On 03-08-18 05:15, Ralf Treinen wrote:
> Now, some of these backends are not available on all architectures [3]. I
> was told to use the "flaky" restriction in this case but this is not
> the right solution since if the backend package is available and the
> test fails when it is executed then I still want the red lights to go on.
> 
> An alternative solution in my use case would be to use the "skippable"
> restriction, apt-get install the backend in the test and exit 77 when
> this fails, but this would mean using root access without a good reason.

Ok, so you actually don't want flaky, but you want to make your test
depends arch aware, (Depends: x y [amd64]), in your test check if your
dependency is installed and if not, exit 0 (or 77 with skippable).
Please, don't use apt-get if you don't want to be testing apt.

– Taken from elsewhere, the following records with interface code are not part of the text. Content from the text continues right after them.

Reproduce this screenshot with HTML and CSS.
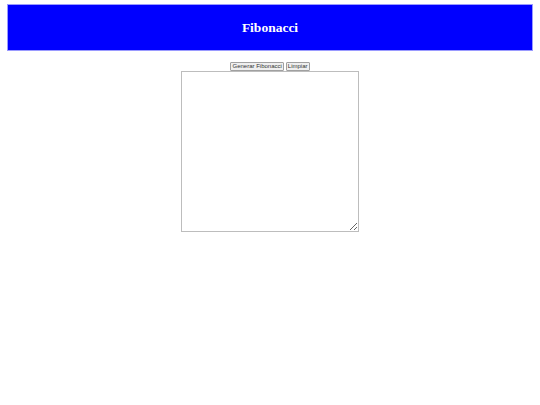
FILE: index.html
```
<!DOCTYPE html>
<html>
<head>
<meta charset="utf-8">
<link rel="stylesheet" href="styles.css">
</head>
<body>
<header class="banner"><h1 class="title">Fibonacci</h1></header>
<main class="content">
  <div class="controls">
    <button class="btn">Generar Fibonacci</button>
    <button class="btn">Limpiar</button>
  </div>
  <textarea class="output"></textarea>
</main>
</body>
</html>
```
FILE: styles.css
```
html, body { margin: 0; padding: 0; background: #fff; }
body { padding: 4px 7px 0 7px; font-family: "Liberation Sans", Arial, sans-serif; }
.banner {
  background: #0000ff;
  border: 1px solid #9a9aff;
  height: 47px;
  box-sizing: border-box;
  display: flex;
  align-items: center;
  justify-content: center;
}
.title {
  margin: 0;
  color: #fff;
  font-family: "Liberation Serif", "Times New Roman", serif;
  font-weight: bold;
  font-size: 13.5px;
}
.content { display: flex; flex-direction: column; align-items: center; margin-top: 11px; }
.controls { display: flex; gap: 2px; height: 9px; }
.btn {
  font-family: "Liberation Sans", Arial, sans-serif;
  font-size: 6px;
  height: 9px;
  line-height: 7px;
  padding: 0 1px;
  border: 1px solid #a0a0a0;
  border-radius: 1px;
  background: #efefef;
  color: #333;
}
.output {
  width: 178px;
  height: 161px;
  box-sizing: border-box;
  border: 1px solid #bdbdbd;
  margin: 0;
  padding: 0;
  resize: both;
}
```
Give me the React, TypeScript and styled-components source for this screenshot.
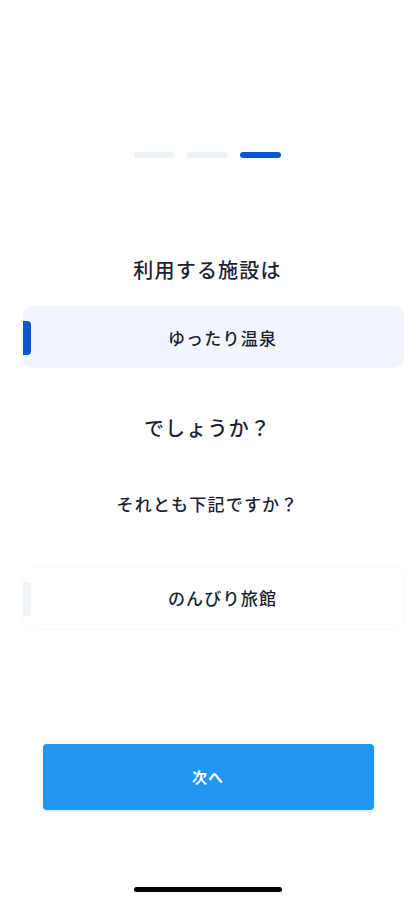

(I remember you wanted to have a test for a package that is only
available in unstable, I still think that can only covered by something
like flaky, see below).

> In fact, I think skipping a test in case the test dependencies cannot be
> satisfied should even be the default behaviour since checking package
> dependencies is not the job of autopkgtest (we have testing migration
> and qa.debian.net/dose for that) but I could live with it if you do
> not agree with that ;-)

Autopkgtest doesn't distinguishes between test dependencies and real
dependencies. Often dependency failure is a real bug and as such should
be triggered like that. Also, sometimes the test dependency has a typo,
if we would skip that by default, it would take maybe forever before
somebody notices. So I want failure to install a package be a FAIL.